In my opinion, one cannot rigorously [*] define the bracket. Suppose that you use the Dirac field equation for arriving to the ordinary Lagrangian density

$$ \mathcal{L} = c \bar{\psi} \left( i\hbar \gamma^\mu \frac{\partial}{\partial x^\mu} \right) \psi $$

This is a function of the spinor components $\psi_i$ and their adjoints $\bar{\psi_i}$. The problem begins when you try to obtain the conjugate momentum for the adjoints (the dot denotes time derivative)

$$\bar{\pi_i} = \frac{\partial \mathcal{L}}{\partial \dot{\bar{\psi_i}}} = 0$$

which implies that not all the canonical variables are independent and not true 'phase-space' structure exists.

You could try to formally define Poisson brackets in the usual fashion,

$$ \{ A, B \} \equiv \sum_i \frac{\partial A}{\partial \psi_i} \frac{\partial B}{\partial \pi_i} - \frac{\partial A}{\partial \pi_i} \frac{\partial B}{\partial \psi_i} + \sum_j \frac{\partial A}{\partial \bar{\psi}_j} \frac{\partial B}{\partial \bar{\pi}_j} - \frac{\partial A}{\partial \bar{\pi}_j} \frac{\partial B}{\partial \bar{\psi}_j} $$

but note that this is only formally valid, because the variables are not all independent.

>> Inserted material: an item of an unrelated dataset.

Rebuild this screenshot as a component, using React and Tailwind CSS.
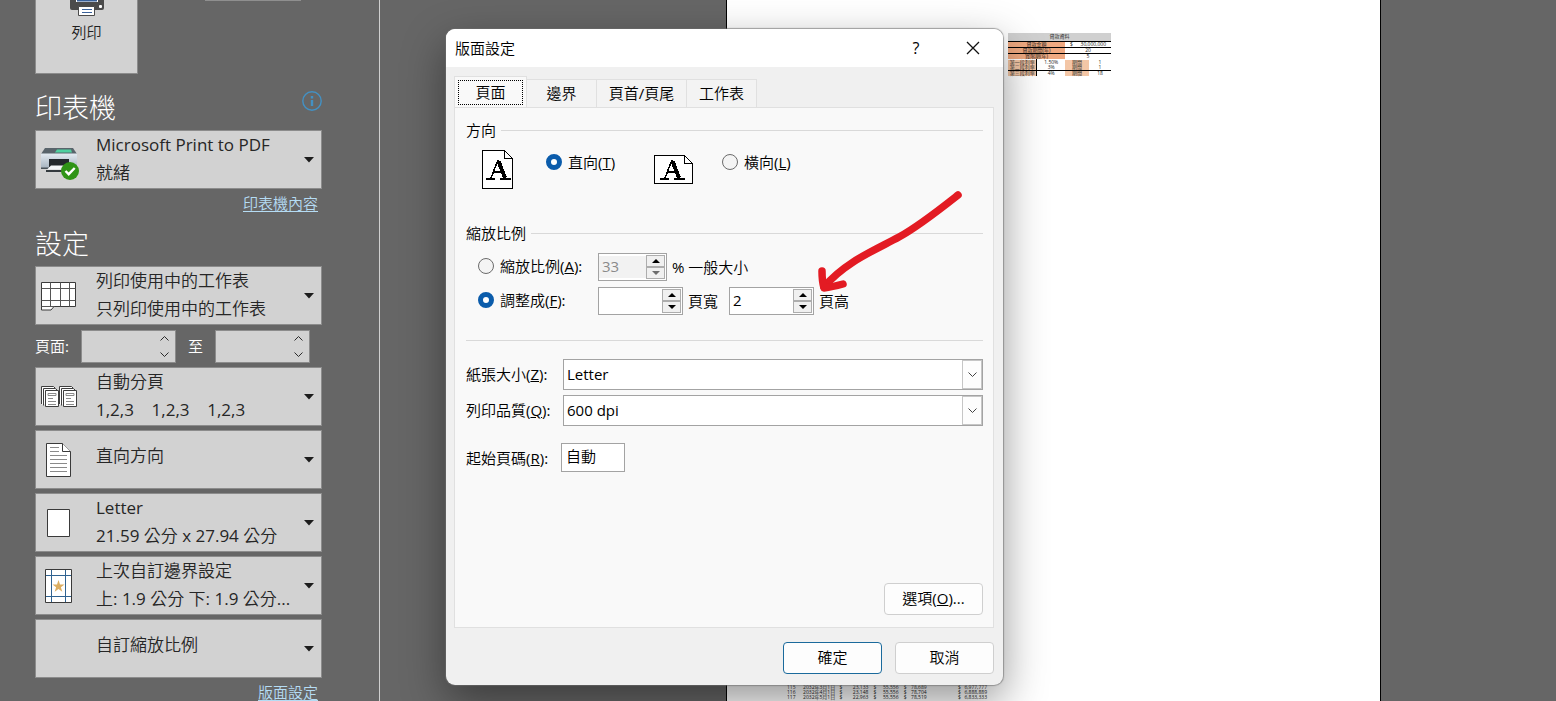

The equations of motion would be written somewhat as

$$ \dot{A} \approx \{ A, \mathcal{H} \} $$

using Dirac weak equality sign, because this is a constrained dynamics. The Hamiltonian density is obtained from

$$ \mathcal{H} \approx \sum_i \pi_i \dot{\psi}_i + \sum_j \bar{\pi}_j \dot{\bar{\psi}}_j - \mathcal{L} $$

Notice that all of this is a quantum treatment. There is not classical spinor theory.

[*] I suppose that all depends on what are you trying to do.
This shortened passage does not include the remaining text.